Après les élections législatives fédérales de 2010, des requêtes ont été adressées à la Cour européenne en vue d'obtenir une condamnation de la Belgique. En effet, une procédure juridictionnelle n'est toujours pas possible à ce jour.

Une procédure d'appel ne pourra être engagée contre la décision relative à la validité des élections que moyennant une modification de la Constitution. L'idéal serait que la compétence relative à l'appréciation en la matière soit confiée à la Cour constitutionnelle. Pour cela, il est nécessaire de modifier tant l'article 48 que l'article 142 de la Constitution.

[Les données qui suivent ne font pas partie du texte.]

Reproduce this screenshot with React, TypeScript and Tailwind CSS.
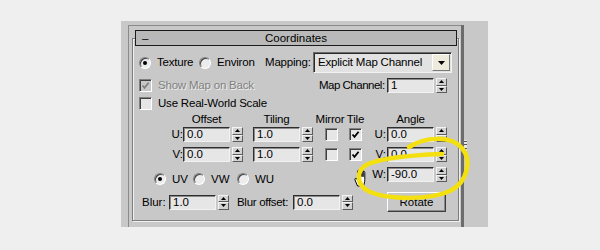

À cet égard, l'on peut se référer, par exemple, aux déclarations du professeur Marc Verdussen (UCL) faites dans La Libre Belgique du 18 mars 2010.

Seul l'article 142 de la Constitution est ouvert à révision. L'auteur du présent amendement souhaite dès lors soumettre à révision l'article 48 de la Constitution par le biais de l'article 195 afin que l'obligation énoncée par la Cour européenne puisse être respectée. Modifier uniquement l'article 142 de la Constitution équivaudrait en effet à une modification implicite de l'article 48 de la Constitution. Le 15 mars 2012, à la Chambre, Stefaan Van Hecke a fait les déclarations suivantes à propos des modifications implicites de la Constitution: « D'autres intervenants ont déjà évoqué la voie de la modification implicite de la Constitution. Il s'agit en réalité d'un système nettement plus critiquable qui a malheureusement souvent été utilisé par le passé. La méthode consiste à utiliser le biais d'une modification de certains articles déclarés ouverts à révision pour modifier implicitement d'autres articles de la Constitution. » (traduction)

En outre, l'auteur souligne que lors de la discussion qui a eu lieu en commission du Sénat le 12 mars 2012, M. Cheron, parmi d'autres, s'est opposé à ce que l'on modifie une deuxième fois sous la présente législature l'article 195 de la Constitution. L'adoption du présent amendement permettrait d'empêcher une deuxième modification.

Danny PIETERS.

(1) Cour européenne des droits de l'homme, 2 mars 2010, Grosaru c. Roumanie (requête no 78039/1).